Life prediction analysis on underwater acoustic sensors and its experimental validation

Abstract

An equivalent circuit analysis is presented to predict the acoustic characteristics of resonant hydrophones and the factors leading to their degradation. The circuit parameters of a Tonpilz transducer, operated as a resonant hydrophone in the receiving mode, are determined from the measured complex electrical admittance in water at frequencies in the vicinity of resonance. The parameters are refined by non-linear regression method and used to calculate the receiving sensitivity in the same band. External components such as insulation resistance, cable capacitance and input impedance of the preamplifier are included in the model and their loading effects on the receiving sensitivity are determined.
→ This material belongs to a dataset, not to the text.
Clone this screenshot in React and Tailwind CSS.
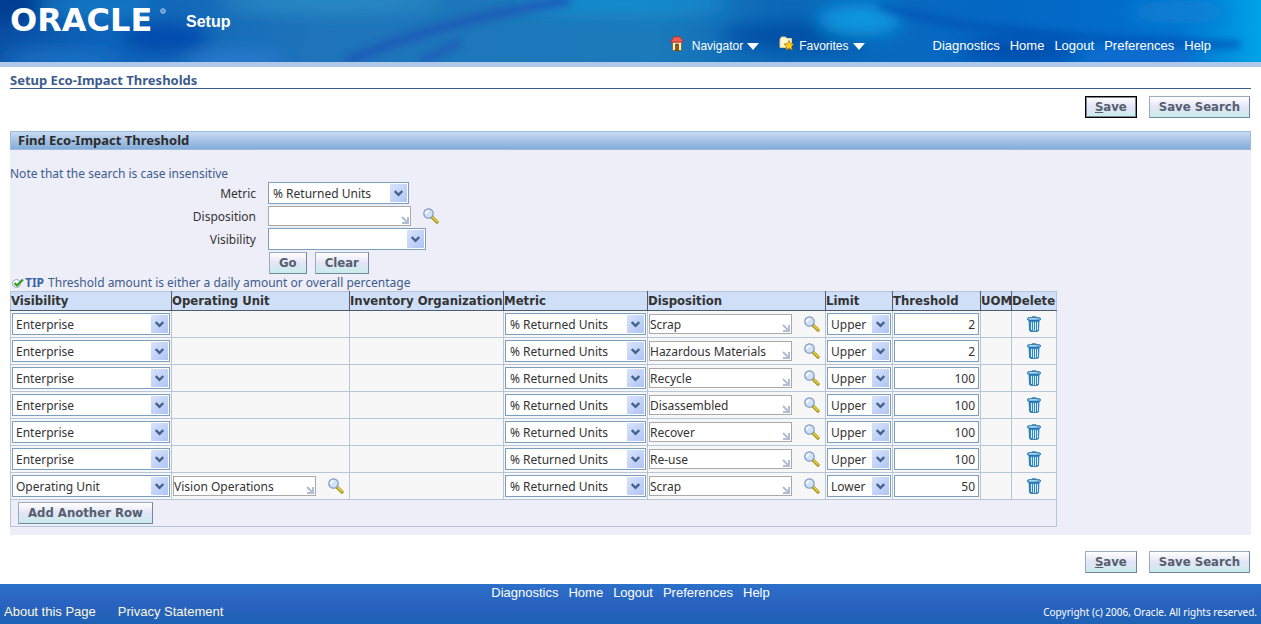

The detrimental effect of drop in insulation resistance on the performance of the resonant hydrophone is studied quantitatively. The cut-off values of insulation resistance at various frequencies and capacitances are prescribed that would mark the end-of-life of the hydrophone. In the present case, the acceptable lower limit of Ri is found to be 1 MΩ at 100 Hz and 10 kΩ at 30 kHz. The model results are validated by experiments and are found to agree well with the measured data. The equivalent circuit model of hydrophones will be useful to optimize the hydrophone- preamplifier combination of underwater acoustic systems by minimizing the receiver noise and enhancing the signal to noise ratio.